In the survey that is currently open, the wellbeing survey, we explicitly ask PhD students about their uncertainty/worrying about their future career, so that we can see if and how it is related to mental health. I cannot say anything about it yet. My hypothesis is that career worries and uncertainty will have a negative effect on someone’s mental health, especially for PhD students who are in the last phase of their project or PhD students who have difficulty deciding if they want to continue in academia or go outside of academia. 

Regarding the uncertainty of academic work, I really don’t know. I think it’s something you have to learn to deal with. I do know, however, that in some cases, PhD students are delayed simply because of practical setbacks, e.g. experiments that do not work, equipment that is not available, etc. These are also the uncertainties in scientific work. 
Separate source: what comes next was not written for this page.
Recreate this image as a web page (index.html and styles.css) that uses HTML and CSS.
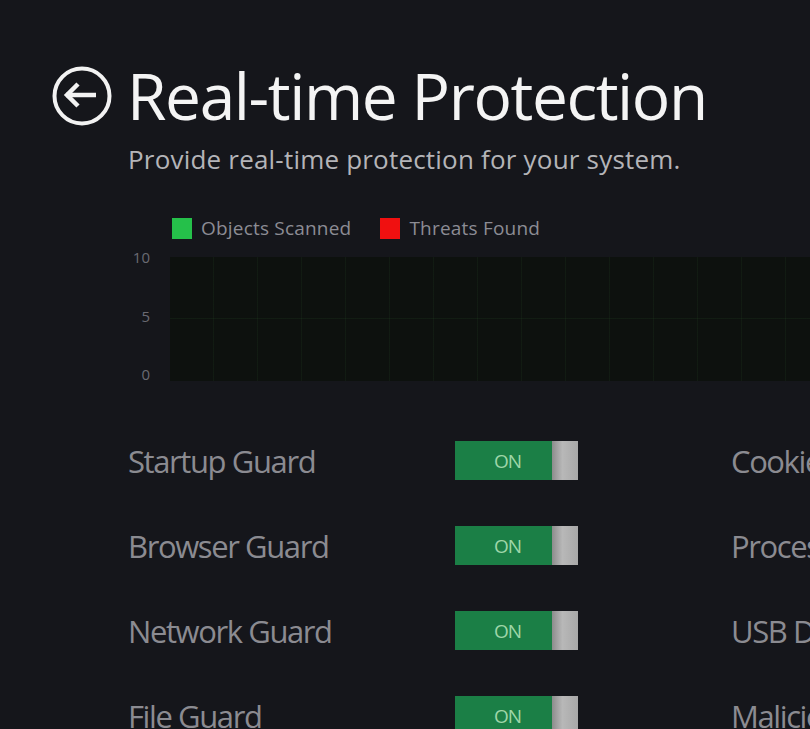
FILE: index.html
```html
<!DOCTYPE html>
<html>
<head>
<meta charset="utf-8">
<link rel="stylesheet" href="styles.css">
</head>
<body>
<div class="page">
  <header class="header">
    <svg class="back" width="62" height="62" viewBox="0 0 62 62">
      <circle cx="31" cy="31" r="27.5" fill="none" stroke="#f2f2f2" stroke-width="4"/>
      <path d="M15 30 H45" stroke="#f2f2f2" stroke-width="4.5" fill="none"/>
      <path d="M27 19 L16 30 L27 41" stroke="#f2f2f2" stroke-width="4.5" fill="none" stroke-linejoin="miter"/>
    </svg>
    <h1 class="title">Real-time Protection</h1>
  </header>
  <p class="subtitle">Provide real-time protection for your system.</p>

  <section class="chart">
    <div class="legend">
      <span class="swatch green"></span><span class="legend-label">Objects Scanned</span>
      <span class="swatch red"></span><span class="legend-label">Threats Found</span>
    </div>
    <div class="plot-row">
      <div class="axis">
        <span>10</span><span>5</span><span>0</span>
      </div>
      <div class="plot"></div>
    </div>
  </section>

  <section class="guards">
    <div class="label">Startup Guard</div>
    <div class="toggle"><span class="on">ON</span><span class="thumb"></span></div>
    <div class="label right">Cookie Guard</div>

    <div class="label">Browser Guard</div>
    <div class="toggle"><span class="on">ON</span><span class="thumb"></span></div>
    <div class="label right">Process Guard</div>

    <div class="label">Network Guard</div>
    <div class="toggle"><span class="on">ON</span><span class="thumb"></span></div>
    <div class="label right">USB Disk Guard</div>

    <div class="label">File Guard</div>
    <div class="toggle"><span class="on">ON</span><span class="thumb"></span></div>
    <div class="label right">Malicious Website Guard</div>
  </section>
</div>
</body>
</html>
```
FILE: styles.css
```css
html, body {
  margin: 0;
  padding: 0;
  background: #15161b;
  width: 810px;
  height: 729px;
  overflow: hidden;
}
.page {
  padding: 65px 0 0 51px;
  font-family: "Open Sans", "Noto Sans", sans-serif;
  white-space: nowrap;
}
.header {
  display: flex;
  align-items: center;
  gap: 14px;
  height: 62px;
}
.back {
  flex: none;
}
.title {
  margin: 0;
  font-weight: 400;
  font-size: 64px;
  letter-spacing: -1.4px;
  color: #f4f4f4;
  line-height: 62px;
}
.subtitle {
  margin: 17px 0 0 77px;
  font-size: 26px;
  letter-spacing: 0.2px;
  color: #b4b4b8;
  line-height: 30px;
}
.chart {
  margin: 42px 0 0 77px;
}
.legend {
  display: flex;
  align-items: center;
  height: 24px;
  padding-left: 44px;
}
.swatch {
  width: 20px;
  height: 21px;
  margin-right: 9px;
}
.swatch.green { background: #25c04a; }
.swatch.red { background: #f01010; margin-left: 29px; }
.legend-label {
  font-size: 19px;
  letter-spacing: 0.2px;
  color: #8c8c94;
}
.plot-row {
  display: flex;
  align-items: flex-start;
  margin-top: 17px;
}
.axis {
  width: 42px;
  height: 133px;
  display: flex;
  flex-direction: column;
  justify-content: space-between;
  align-items: flex-end;
  padding-right: 20px;
  box-sizing: border-box;
  font-size: 15px;
  color: #6a6a72;
  margin-top: -8px;
  margin-bottom: -1px;
  line-height: 16px;
}
.plot {
  flex: 1;
  height: 124px;
  background-color: #0d110e;
  background-image:
    linear-gradient(to bottom, transparent 61px, rgba(40,80,40,0.18) 61px, rgba(40,80,40,0.18) 62px, transparent 62px),
    repeating-linear-gradient(to right, transparent 0, transparent 43px, rgba(40,80,40,0.16) 43px, rgba(40,80,40,0.16) 44px);
}
.guards {
  display: grid;
  grid-template-columns: 327px 123px 153px 79px;
  grid-auto-rows: 85px;
  margin: 37px 0 0 77px;
  align-items: center;
}
.label {
  font-size: 31px;
  letter-spacing: -1.4px;
  color: #8b8b91;
  line-height: 40px;
  overflow: hidden;
}
.label.right {
  grid-column: 4;
}
.toggle {
  grid-column: 2;
  display: flex;
  height: 39px;
}
.on {
  flex: 1;
  background: #1b7f46;
  color: #9fd6a8;
  font-size: 19px;
  display: flex;
  align-items: center;
  justify-content: center;
  letter-spacing: -1px;
  padding-left: 8px;
}
.thumb {
  width: 26px;
  background: linear-gradient(to right, #8c8c8c, #b8b8b8 40%, #a8a8a8);
}
```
Claartje: You mention that even as a PhD student you have the freedom to say ‘no’ to certain tasks. Because of the power differences between PhD students and their supervisors this is not an easy thing to do, but I can confirm that it is something you can learn. What have you said ‘no’ to in your work / career so far and what has this made possible for you?

From what you have seen in your data or from what you have learned through personal experience, what further advice do you have on how to handle the freedom and uncertainty of academic work?

Els: At some point in my PhD trajectory – I think it was in my last year – I said no to more teaching tasks. This was mainly difficult because I love to teach, not so much because I felt bad to refuse the tasks. What made it possible and easier for me is that I knew I had already taken up more teaching tasks than an average PhD student – so I felt like I had already more than fulfilled my teaching duties. In addition, I also made an estimation of the time it would take and the time I had left to finish my PhD, and it was just obvious that it would not be possible.

From my data I cannot say anything about how PhD students handle freedom and uncertainty. When talking about job uncertainty, it sucks, but I think it helps to see uncertainty as something fun, something exciting. Imagine you are in the end of your twenties and you already know exactly what you kind of work you will do your whole life. That would be utterly boring. Also, uncertainty can mean that there are so many options. You can decrease the uncertainty by exploring these options and making a list of kind of careers you definitely do not want and those that seem interesting. At our university we have a Career Course for PhD students and postdocs, which is very helpful in making career decisions. 

And regarding the temporary contracts that also imply uncertainty: Everybody hopefully knows that unemployment is extremely low among PhD holders, so you don’t have to be scared that you will not have a job at all.

Thank you very much, Els van Rooij, for taking time out of your busy schedule to do this interview and share your findings and thouhts with us! I wish you lots of luck in your career and inspiration in your research.